Oh, surely no one in this world truly believes that good things will happen to them all the time. People profess that they do not expect happiness within the world, nor do they believe it is guaranteed them. Yet when calamity comes knocking upon their door, the age-old question "why me?" is always asked. Why must tragedy enter my threshold and grace my presence? Surely if a question such as this was asked, a person was not truly expecting disaster, rather things from the more positive side of life.
As to why they were expecting it, well, does it not sound rather human to think that we deserve happiness? We deserve that fairytale wedding with the prince or princess of our dreams. We deserve that happily ever after, the rose bouquet, the job promotion, the moon, stars, and sun. And if, after all, we do deserve such glories and wonders and riches beyond our wildest dreams, would it not be too far of a stretch to say that we expect what we deserve? Though many a man and woman will protest that they do not believe that they truly do deserve such things, inwardly, I believe there remains a part, however small, that clings to the hope and wishes that they do.
This makes tragedies so captivating, so utterly enthralling, because deep inside, we feel it is outside of the norm. Especially when we equate normality to getting what we deserve and what we deserve is the best. The abnormality of a situation going wrong, the drama involved, rather than a peaceful and idyllic scene we've constructed as the perfect picture, the way things ought to be, is so striking compared to the image we have created within our minds.
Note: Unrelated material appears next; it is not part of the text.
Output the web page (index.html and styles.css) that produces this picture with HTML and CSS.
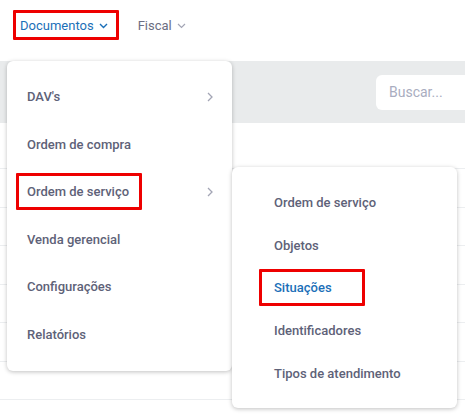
FILE: index.html
```html
<!DOCTYPE html>
<html lang="pt-BR">
<head>
  <meta charset="UTF-8">
  <meta name="viewport" content="width=device-width, initial-scale=1.0">
  <title>Documentos</title>
  <link rel="stylesheet" href="styles.css">
</head>
<body>
  <div class="topnav">
    <div class="nav-item active marked">
      Documentos
      <svg class="caret" width="9" height="6" viewBox="0 0 9 6"><path d="M1 1l3.5 3.5L8 1" fill="none" stroke="currentColor" stroke-width="1.4"/></svg>
    </div>
    <div class="nav-item">
      Fiscal
      <svg class="caret" width="9" height="6" viewBox="0 0 9 6"><path d="M1 1l3.5 3.5L8 1" fill="none" stroke="currentColor" stroke-width="1.2"/></svg>
    </div>
  </div>

  <div class="toolbar">
    <div class="search">Buscar...</div>
  </div>

  <div class="table">
    <div class="table-head"></div>
    <div class="row"></div>
    <div class="row"></div>
    <div class="row"></div>
    <div class="row"></div>
    <div class="row"></div>
    <div class="row"></div>
  </div>

  <div class="menu main-menu">
    <div class="menu-item"><span>DAV's</span><svg class="arrow" width="6" height="10" viewBox="0 0 6 10"><path d="M1 1l4 4-4 4" fill="none" stroke="currentColor" stroke-width="1.3"/></svg></div>
    <div class="menu-item"><span>Ordem de compra</span></div>
    <div class="menu-item"><span class="marked mark-os">Ordem de serviço</span><svg class="arrow" width="6" height="10" viewBox="0 0 6 10"><path d="M1 1l4 4-4 4" fill="none" stroke="currentColor" stroke-width="1.3"/></svg></div>
    <div class="menu-item"><span>Venda gerencial</span></div>
    <div class="menu-item"><span>Configurações</span></div>
    <div class="menu-item"><span>Relatórios</span></div>
  </div>

  <div class="menu sub-menu">
    <div class="menu-item"><span>Ordem de serviço</span></div>
    <div class="menu-item"><span>Objetos</span></div>
    <div class="menu-item current"><span class="marked mark-sit">Situações</span></div>
    <div class="menu-item"><span>Identificadores</span></div>
    <div class="menu-item"><span>Tipos de atendimento</span></div>
  </div>
</body>
</html>
```

FILE: styles.css
```css
body {
  margin: 0;
  font-family: Roboto, "Liberation Sans", sans-serif;
  background: #ffffff;
  color: #5e6278;
  overflow: hidden;
  height: 416px;
}

.topnav {
  height: 61px;
  display: flex;
  align-items: center;
  padding: 0 0 10px 20px;
  box-sizing: border-box;
  gap: 30px;
}

.nav-item {
  position: relative;
  display: flex;
  align-items: center;
  gap: 5px;
  font-size: 13px;
  color: #6b6e82;
}

.nav-item .caret {
  color: #a3a5b5;
}

.nav-item.active {
  color: #1b6fb8;
}

.nav-item.active .caret {
  color: #1b6fb8;
}

.marked {
  position: relative;
}

.marked::after {
  content: "";
  position: absolute;
  border: 3px solid #ee0000;
  border-radius: 1px;
}

.nav-item.marked::after {
  left: -7px;
  right: -11px;
  top: -8px;
  bottom: -7px;
}

.toolbar {
  height: 62px;
  background: #e9ebec;
  display: flex;
  align-items: center;
  justify-content: flex-end;
}

.search {
  width: 76px;
  height: 35px;
  background: #ffffff;
  border-radius: 6px 0 0 6px;
  font-size: 14px;
  color: #a9adc0;
  padding-left: 13px;
  line-height: 35px;
}

.table-head {
  height: 45px;
  border-bottom: 1px solid #eceef0;
}

.row {
  height: 37.5px;
  border-bottom: 1px solid #eceef0;
}

.menu {
  position: absolute;
  background: #ffffff;
  border-radius: 6px;
  box-shadow: 0 1px 4px rgba(0, 0, 0, 0.25);
  box-sizing: border-box;
}

.menu-item {
  display: flex;
  align-items: center;
  justify-content: space-between;
  font-size: 13px;
  font-weight: 500;
  color: #5e6278;
}

.main-menu {
  left: 7px;
  top: 61px;
  width: 225px;
  height: 310px;
  padding: 12px 0 0 20px;
}

.main-menu .menu-item {
  height: 47.5px;
  padding-right: 19px;
}

.arrow {
  color: #a3a5b5;
}

.mark-os::after {
  left: -11px;
  right: -13px;
  top: -11px;
  bottom: -11px;
}

.sub-menu {
  left: 232px;
  top: 167px;
  width: 225px;
  height: 241px;
  padding: 14px 0 0 42px;
}

.sub-menu .menu-item {
  height: 42.75px;
}

.menu-item.current {
  color: #1b6fb8;
}

.mark-sit::after {
  left: -15px;
  right: -33px;
  top: -11px;
  bottom: -11px;
}
```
Even more so when the same scene we say day after day – that familiar stretch of road we always drive down – is turned from the usual sight to one containing tragedy, however slight.
After all, is it not abnormalities that catch one's attention? That flamingo in a flock of pigeons, that albino crocodile, that one black shirt amidst a sea of blue. All draw attention to the difference that they display. Is it not the same with tragedy?